As it is, the Dance Suite proceeds from a "Moderato" opening-a characteristic bassoon theme playing with the changing placement of slurs between the notes-to a gentle ritornello and from there to the more energetic second dance, marked by some powerful glissandos (glides) on the trombones and the violins at the same time.  After a second ritornello (dolce tranquillo), the third movement is introduced by a giocoso ("joyful") melody played by the bassoon and then by the clarinet.  This section is developed until it reaches a full orchestral climax followed by a rest and then a sudden scene change.

The fourth movement, with its quietly meandering "Arab" melody, is a langorous slow dance, exquisitely orchestrated.  The brief fifth is based on a rhythmic ostinato presented by the violas and taken over by other instruments.  It soon melts into the finale, where the recapitulation of past themes begins with this, the most recent one, moving on to the vigorously repeated minor thirds from No. 2, a full-fledged repeat of the opening melodies of No. 1, No. 3, and No. 2, a dreamy recall of the ritornello, and finally a spirited Allegro conclusion that fuses several of the above-mentioned themes.

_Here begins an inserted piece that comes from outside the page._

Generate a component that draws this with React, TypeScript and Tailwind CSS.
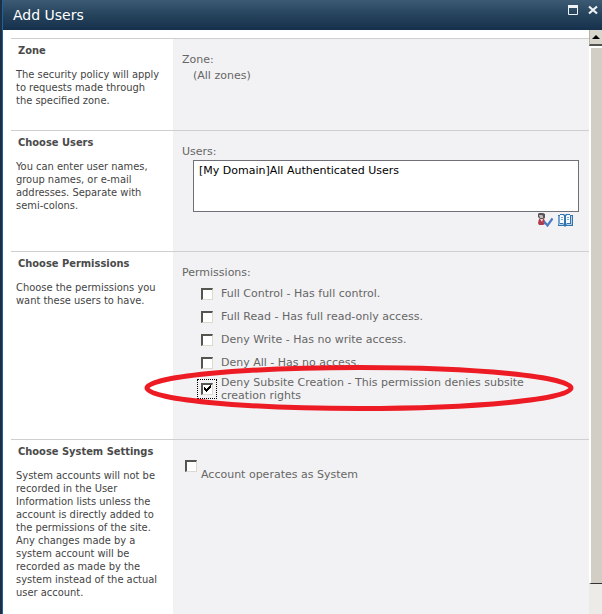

In addition to its political significance, the Dance Suite is also important in the context of Bartók's personal life.  The summer of 1923 was the time when Bartók divorced his wife of 14 years, Márta Ziegler, and married his 19-year-old piano student, Ditta Pásztory.  (The copy of the full score used at the premiere was copied by Bartók's ex-wife Márta.)  Malcolm Gillies attributes what he perceives as the "radiance and mildness" of the Dance Suite, at least in part, to the fact that Bartók was in love.  The autograph score was completed on August 19, 1923, in the village of Radvány.  Bartók and Ditta Pásztory got married just a few days later, in Budapest.